# EXERCISE PROMPT:
In the records below, find the line that contains "Recreate this image" and the line that contains "overflow-hidden bg-[#f0f0f1] font-['Lato',sans-serif]"; write out exactly those two lines and everything between them, without the pictures.

# THE RECORDS:
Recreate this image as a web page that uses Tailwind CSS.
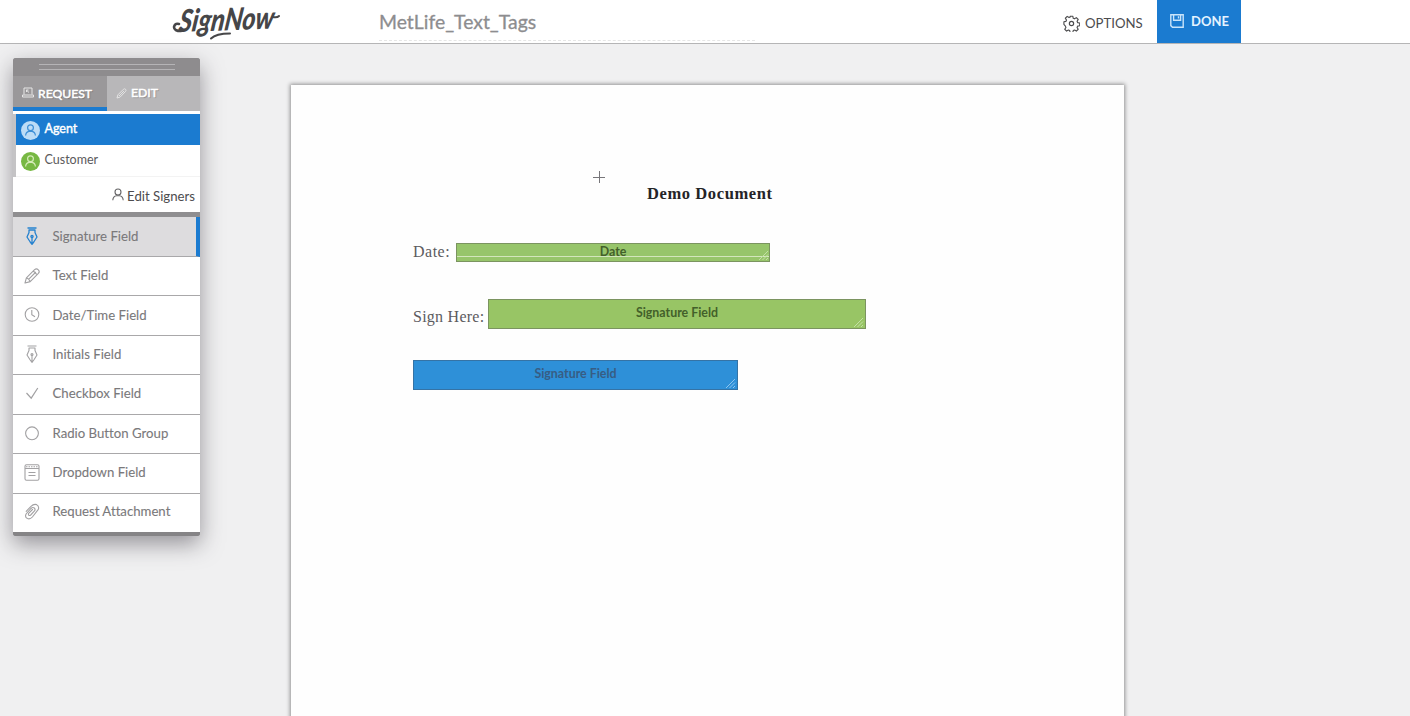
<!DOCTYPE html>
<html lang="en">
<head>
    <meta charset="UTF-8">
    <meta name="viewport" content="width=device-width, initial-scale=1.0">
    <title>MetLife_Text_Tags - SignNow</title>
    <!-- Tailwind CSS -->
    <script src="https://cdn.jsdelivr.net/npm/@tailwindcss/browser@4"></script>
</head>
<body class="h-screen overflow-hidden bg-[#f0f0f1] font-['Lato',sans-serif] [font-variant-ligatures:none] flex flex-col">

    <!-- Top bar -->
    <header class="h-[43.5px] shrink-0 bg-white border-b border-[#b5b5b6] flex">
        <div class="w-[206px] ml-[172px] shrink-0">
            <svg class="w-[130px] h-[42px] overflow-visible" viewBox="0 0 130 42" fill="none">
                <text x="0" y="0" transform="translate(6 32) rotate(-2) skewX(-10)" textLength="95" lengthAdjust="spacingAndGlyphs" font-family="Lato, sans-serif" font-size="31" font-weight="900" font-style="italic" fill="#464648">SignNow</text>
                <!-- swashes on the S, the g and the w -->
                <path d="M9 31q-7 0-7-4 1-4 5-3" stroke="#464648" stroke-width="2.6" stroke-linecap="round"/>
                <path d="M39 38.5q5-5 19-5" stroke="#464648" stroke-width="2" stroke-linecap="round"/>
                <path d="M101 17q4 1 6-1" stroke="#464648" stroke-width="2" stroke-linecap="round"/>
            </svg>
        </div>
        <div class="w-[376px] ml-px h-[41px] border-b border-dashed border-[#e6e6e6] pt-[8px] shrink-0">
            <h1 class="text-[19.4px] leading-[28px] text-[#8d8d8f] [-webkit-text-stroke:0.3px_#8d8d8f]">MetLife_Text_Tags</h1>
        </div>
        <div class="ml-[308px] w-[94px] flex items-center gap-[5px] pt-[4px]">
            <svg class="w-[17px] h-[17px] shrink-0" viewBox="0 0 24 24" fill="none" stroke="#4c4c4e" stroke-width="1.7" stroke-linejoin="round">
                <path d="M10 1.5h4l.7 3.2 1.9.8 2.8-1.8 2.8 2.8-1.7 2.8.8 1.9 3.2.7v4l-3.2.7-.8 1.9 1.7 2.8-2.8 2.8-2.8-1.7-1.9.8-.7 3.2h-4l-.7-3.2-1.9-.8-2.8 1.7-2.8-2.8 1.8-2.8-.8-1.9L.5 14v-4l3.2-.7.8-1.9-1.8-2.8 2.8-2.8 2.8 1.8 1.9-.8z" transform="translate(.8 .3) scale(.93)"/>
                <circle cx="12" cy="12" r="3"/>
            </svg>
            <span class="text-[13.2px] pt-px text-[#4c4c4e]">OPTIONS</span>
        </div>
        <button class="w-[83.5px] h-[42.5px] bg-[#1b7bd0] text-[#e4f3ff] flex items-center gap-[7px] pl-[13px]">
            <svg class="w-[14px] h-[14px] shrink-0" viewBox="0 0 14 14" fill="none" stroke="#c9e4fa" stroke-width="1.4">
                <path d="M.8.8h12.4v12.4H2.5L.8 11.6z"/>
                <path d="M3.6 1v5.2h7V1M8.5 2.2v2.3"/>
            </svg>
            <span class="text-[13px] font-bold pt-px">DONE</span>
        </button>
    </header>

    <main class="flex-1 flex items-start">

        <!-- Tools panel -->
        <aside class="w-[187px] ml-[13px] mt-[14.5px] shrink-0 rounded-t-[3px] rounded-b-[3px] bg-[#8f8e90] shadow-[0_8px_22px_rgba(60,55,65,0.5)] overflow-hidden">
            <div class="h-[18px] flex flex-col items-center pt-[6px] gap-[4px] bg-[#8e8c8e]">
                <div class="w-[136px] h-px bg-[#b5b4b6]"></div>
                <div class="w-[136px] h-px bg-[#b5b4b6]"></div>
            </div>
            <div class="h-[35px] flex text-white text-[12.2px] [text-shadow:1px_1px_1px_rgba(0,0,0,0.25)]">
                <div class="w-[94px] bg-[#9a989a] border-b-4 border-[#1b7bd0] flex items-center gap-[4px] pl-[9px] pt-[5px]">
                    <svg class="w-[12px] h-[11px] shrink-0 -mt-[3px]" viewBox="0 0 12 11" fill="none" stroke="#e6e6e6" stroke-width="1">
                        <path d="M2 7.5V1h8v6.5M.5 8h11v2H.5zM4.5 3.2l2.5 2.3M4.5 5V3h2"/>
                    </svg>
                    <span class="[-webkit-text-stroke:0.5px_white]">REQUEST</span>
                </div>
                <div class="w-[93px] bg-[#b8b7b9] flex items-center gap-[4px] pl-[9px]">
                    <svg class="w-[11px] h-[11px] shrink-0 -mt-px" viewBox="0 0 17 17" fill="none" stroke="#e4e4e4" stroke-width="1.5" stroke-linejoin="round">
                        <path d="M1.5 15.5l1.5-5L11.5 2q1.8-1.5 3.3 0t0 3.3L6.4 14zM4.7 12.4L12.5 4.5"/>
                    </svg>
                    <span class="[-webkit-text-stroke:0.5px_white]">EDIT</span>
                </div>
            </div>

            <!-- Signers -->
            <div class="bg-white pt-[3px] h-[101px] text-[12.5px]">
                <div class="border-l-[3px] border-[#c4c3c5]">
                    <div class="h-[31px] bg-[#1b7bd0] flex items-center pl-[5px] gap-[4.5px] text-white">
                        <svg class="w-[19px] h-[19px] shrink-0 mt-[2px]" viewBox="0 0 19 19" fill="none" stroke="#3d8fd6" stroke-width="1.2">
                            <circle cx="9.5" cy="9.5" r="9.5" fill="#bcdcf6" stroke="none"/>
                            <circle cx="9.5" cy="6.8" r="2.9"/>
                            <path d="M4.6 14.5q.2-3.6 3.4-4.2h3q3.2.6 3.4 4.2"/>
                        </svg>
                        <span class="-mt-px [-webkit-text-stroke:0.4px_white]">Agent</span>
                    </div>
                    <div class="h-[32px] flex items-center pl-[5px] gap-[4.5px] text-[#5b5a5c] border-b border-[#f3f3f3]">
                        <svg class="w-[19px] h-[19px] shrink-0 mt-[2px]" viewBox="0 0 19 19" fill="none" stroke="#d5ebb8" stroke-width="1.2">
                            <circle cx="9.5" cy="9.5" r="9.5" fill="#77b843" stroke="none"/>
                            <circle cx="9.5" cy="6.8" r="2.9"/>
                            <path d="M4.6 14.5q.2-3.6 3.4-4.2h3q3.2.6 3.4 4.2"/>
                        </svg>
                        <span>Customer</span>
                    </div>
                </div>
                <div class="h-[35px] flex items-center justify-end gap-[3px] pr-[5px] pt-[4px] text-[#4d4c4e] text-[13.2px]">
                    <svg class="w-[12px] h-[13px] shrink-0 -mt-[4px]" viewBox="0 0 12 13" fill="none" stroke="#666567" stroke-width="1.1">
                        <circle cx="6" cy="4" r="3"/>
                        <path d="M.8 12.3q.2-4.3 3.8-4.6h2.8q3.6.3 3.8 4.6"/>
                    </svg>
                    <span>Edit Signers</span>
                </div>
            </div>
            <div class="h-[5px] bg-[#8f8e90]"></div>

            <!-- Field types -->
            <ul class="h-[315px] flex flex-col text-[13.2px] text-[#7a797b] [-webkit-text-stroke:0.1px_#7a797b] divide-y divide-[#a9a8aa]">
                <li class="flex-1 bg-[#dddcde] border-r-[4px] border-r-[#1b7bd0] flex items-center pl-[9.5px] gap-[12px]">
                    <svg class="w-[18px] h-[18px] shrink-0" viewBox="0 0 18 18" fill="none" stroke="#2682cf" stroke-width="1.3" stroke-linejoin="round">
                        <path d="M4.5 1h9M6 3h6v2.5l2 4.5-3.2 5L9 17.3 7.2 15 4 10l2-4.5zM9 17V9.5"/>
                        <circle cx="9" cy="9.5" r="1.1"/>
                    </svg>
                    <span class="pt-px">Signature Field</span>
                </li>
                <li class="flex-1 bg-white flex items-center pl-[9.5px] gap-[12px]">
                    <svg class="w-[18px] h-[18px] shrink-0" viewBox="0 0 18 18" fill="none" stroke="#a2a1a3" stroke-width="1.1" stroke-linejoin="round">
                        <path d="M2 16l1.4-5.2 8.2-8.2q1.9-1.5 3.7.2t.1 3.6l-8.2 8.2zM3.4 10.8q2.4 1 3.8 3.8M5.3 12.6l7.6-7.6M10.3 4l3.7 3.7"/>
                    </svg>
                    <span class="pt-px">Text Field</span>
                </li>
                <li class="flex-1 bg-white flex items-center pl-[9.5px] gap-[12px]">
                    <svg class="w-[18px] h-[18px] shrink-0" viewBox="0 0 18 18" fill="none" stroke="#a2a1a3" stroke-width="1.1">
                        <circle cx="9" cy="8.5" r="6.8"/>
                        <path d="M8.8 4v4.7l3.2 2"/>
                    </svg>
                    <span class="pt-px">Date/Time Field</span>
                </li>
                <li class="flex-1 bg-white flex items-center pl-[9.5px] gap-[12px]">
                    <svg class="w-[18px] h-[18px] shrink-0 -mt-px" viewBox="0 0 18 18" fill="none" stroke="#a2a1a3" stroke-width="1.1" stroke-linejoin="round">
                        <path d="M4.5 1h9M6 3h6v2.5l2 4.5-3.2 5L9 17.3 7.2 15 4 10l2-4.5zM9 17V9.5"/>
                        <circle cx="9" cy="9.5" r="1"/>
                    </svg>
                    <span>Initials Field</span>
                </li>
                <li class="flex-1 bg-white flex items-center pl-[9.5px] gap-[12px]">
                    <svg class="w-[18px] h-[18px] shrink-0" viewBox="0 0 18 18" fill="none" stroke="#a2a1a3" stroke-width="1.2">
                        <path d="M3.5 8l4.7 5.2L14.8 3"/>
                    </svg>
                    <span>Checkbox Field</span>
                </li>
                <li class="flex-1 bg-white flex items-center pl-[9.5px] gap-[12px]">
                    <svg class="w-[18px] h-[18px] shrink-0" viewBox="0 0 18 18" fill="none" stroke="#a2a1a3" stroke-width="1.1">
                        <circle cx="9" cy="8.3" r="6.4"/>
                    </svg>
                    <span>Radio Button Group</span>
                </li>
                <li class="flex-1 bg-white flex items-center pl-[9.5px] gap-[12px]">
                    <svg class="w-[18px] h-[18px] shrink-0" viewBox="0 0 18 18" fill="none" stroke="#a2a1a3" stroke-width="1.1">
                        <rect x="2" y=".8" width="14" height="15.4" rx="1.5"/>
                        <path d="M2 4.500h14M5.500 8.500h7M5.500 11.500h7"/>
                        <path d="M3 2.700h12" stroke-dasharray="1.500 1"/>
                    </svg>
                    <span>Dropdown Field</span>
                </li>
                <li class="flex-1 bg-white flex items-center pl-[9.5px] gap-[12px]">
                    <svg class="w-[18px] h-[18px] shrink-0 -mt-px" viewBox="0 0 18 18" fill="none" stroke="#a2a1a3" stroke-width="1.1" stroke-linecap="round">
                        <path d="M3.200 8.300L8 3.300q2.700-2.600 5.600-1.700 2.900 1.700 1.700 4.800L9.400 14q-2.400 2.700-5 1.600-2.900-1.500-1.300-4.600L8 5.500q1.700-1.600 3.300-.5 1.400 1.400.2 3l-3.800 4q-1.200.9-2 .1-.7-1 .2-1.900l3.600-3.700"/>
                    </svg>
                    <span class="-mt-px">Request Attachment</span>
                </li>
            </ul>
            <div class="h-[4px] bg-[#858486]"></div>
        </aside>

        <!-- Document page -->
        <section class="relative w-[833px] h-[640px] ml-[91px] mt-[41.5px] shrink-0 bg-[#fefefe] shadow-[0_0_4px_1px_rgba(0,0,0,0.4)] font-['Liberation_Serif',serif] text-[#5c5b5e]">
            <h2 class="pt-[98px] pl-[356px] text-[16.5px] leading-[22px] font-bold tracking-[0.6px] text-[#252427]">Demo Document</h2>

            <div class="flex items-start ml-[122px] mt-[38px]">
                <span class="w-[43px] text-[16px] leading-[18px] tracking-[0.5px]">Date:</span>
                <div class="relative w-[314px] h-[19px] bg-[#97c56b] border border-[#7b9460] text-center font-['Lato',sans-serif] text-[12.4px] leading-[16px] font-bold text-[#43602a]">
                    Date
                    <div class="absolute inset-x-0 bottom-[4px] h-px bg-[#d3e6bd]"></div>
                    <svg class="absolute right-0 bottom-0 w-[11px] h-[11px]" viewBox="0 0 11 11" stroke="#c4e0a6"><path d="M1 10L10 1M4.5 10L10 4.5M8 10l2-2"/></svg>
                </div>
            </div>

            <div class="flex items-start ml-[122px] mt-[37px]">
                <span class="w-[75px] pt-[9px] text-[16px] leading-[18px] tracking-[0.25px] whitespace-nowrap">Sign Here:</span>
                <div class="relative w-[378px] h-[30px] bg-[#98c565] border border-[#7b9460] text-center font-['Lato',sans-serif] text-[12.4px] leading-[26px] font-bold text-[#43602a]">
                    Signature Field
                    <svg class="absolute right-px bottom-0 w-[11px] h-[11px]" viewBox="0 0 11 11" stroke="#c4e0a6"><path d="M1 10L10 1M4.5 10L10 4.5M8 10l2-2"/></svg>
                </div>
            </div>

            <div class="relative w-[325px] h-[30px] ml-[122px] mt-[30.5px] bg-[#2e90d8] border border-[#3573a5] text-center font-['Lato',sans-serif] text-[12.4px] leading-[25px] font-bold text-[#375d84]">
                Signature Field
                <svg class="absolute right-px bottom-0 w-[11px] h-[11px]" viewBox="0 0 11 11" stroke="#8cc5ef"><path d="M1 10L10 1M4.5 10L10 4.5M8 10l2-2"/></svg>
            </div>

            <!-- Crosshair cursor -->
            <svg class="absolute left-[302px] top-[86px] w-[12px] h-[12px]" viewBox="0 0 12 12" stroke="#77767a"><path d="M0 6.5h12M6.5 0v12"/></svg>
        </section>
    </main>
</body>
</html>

---

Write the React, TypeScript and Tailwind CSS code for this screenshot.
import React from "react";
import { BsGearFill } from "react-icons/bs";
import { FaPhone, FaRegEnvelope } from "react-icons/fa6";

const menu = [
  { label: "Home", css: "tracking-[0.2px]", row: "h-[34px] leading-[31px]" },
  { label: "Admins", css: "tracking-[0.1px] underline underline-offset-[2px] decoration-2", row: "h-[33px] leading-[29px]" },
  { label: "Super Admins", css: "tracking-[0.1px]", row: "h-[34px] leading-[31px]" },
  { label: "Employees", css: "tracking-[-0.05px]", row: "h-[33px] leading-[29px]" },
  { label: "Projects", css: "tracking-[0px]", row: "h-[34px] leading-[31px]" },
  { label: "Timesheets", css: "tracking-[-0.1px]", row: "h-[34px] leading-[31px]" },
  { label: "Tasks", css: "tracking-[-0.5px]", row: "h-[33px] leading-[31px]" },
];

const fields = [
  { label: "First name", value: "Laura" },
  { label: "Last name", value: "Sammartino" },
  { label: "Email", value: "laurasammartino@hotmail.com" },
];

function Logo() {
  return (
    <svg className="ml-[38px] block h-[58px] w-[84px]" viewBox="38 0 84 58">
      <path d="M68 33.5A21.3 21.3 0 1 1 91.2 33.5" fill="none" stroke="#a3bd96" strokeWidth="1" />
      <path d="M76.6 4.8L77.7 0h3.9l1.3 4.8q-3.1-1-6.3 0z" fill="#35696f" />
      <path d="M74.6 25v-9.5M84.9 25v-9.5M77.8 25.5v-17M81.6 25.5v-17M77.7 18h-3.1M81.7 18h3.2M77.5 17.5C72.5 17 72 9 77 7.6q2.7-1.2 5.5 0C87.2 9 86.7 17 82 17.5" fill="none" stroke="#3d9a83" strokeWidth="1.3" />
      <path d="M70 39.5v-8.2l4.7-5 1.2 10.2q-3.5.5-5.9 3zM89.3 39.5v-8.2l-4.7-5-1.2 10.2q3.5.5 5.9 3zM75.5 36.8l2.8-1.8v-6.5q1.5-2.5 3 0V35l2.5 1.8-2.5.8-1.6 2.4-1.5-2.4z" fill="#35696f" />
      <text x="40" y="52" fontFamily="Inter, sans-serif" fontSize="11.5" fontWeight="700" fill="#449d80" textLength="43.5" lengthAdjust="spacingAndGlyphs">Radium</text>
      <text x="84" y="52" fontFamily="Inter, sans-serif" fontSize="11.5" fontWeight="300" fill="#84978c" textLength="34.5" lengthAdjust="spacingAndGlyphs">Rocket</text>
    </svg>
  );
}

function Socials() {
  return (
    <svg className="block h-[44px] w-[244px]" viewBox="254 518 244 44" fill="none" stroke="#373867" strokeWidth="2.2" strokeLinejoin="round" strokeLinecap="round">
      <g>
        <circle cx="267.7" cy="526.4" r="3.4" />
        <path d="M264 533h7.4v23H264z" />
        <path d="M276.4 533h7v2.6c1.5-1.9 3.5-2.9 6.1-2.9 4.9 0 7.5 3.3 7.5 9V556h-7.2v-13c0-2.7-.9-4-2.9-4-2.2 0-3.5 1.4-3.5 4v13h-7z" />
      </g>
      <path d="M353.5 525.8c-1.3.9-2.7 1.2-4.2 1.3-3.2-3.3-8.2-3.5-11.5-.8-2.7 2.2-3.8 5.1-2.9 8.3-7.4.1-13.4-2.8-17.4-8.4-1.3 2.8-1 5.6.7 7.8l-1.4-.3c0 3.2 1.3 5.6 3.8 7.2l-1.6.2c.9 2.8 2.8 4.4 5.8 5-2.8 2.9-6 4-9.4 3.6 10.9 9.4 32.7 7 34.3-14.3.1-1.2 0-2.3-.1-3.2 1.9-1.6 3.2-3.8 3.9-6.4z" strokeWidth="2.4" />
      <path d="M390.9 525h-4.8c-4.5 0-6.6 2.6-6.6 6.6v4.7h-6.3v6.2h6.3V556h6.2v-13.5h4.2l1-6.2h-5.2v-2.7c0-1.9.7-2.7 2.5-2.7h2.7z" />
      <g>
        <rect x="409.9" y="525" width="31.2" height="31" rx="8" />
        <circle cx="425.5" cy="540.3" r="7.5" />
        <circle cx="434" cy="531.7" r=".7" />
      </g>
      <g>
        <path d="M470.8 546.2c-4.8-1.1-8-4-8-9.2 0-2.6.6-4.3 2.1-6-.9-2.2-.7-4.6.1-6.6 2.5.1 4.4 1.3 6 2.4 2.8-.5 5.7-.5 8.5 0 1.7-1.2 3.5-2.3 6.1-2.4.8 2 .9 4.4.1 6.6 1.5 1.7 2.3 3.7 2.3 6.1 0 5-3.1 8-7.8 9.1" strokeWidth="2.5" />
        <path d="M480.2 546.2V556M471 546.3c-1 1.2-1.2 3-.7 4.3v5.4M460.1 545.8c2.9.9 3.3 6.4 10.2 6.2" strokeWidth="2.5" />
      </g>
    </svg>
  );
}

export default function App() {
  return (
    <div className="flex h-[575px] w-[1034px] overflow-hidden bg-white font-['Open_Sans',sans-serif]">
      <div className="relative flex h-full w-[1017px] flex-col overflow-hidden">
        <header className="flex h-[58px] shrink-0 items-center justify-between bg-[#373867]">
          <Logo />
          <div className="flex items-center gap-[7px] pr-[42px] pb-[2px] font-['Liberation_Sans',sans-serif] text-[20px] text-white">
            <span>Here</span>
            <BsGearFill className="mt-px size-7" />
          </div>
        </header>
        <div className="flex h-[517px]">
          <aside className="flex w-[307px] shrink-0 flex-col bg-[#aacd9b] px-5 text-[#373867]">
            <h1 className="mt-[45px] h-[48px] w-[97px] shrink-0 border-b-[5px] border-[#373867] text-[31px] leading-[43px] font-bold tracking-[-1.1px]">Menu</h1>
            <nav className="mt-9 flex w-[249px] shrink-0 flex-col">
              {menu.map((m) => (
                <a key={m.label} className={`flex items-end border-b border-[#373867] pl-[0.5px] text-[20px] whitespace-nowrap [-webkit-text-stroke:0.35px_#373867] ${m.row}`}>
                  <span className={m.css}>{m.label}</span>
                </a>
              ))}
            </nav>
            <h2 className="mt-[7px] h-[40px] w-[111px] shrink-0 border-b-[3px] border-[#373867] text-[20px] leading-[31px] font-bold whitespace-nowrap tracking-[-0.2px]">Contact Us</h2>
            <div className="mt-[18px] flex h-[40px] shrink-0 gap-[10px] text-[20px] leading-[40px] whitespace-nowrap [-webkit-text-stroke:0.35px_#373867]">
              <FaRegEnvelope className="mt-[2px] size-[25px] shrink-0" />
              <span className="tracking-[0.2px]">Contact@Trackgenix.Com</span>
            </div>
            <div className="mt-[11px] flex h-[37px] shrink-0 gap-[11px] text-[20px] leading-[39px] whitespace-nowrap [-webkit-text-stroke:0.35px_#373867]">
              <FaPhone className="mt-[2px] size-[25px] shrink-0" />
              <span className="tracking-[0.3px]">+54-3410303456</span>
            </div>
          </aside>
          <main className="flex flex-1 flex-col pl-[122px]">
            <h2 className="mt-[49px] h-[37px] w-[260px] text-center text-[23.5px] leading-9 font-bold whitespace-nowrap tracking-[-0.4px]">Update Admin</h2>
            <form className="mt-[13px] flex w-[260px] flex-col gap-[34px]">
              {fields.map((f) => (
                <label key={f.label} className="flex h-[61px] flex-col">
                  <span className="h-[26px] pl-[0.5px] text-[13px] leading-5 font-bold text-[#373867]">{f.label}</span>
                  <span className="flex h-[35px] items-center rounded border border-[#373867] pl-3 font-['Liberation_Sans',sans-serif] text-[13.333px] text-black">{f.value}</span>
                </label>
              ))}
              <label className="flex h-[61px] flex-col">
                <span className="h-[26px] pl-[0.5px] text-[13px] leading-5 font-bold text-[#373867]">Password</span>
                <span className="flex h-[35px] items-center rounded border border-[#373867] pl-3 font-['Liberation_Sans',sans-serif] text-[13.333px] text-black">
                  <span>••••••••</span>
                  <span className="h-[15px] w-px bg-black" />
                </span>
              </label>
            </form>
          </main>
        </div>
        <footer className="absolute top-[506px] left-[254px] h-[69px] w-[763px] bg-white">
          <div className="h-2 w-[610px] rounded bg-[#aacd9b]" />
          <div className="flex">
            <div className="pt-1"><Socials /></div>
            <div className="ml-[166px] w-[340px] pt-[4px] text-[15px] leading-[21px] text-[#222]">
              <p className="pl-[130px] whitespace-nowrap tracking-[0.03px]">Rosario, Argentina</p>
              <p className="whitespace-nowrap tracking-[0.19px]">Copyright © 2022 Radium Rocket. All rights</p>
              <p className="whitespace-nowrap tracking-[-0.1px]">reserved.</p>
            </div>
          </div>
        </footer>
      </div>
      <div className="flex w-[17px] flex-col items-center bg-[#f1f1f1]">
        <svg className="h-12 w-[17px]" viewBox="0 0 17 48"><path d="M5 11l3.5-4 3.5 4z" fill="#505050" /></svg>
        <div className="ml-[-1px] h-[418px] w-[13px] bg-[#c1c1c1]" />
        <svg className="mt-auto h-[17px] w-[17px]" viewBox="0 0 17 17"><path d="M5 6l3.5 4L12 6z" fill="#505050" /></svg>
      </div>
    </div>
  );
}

# TASK OUTPUT:
Recreate this image as a web page that uses Tailwind CSS.
<!DOCTYPE html>
<html lang="en">
<head>
    <meta charset="UTF-8">
    <meta name="viewport" content="width=device-width, initial-scale=1.0">
    <title>MetLife_Text_Tags - SignNow</title>
    <!-- Tailwind CSS -->
    <script src="https://cdn.jsdelivr.net/npm/@tailwindcss/browser@4"></script>
</head>
<body class="h-screen overflow-hidden bg-[#f0f0f1] font-['Lato',sans-serif] [font-variant-ligatures:none] flex flex-col">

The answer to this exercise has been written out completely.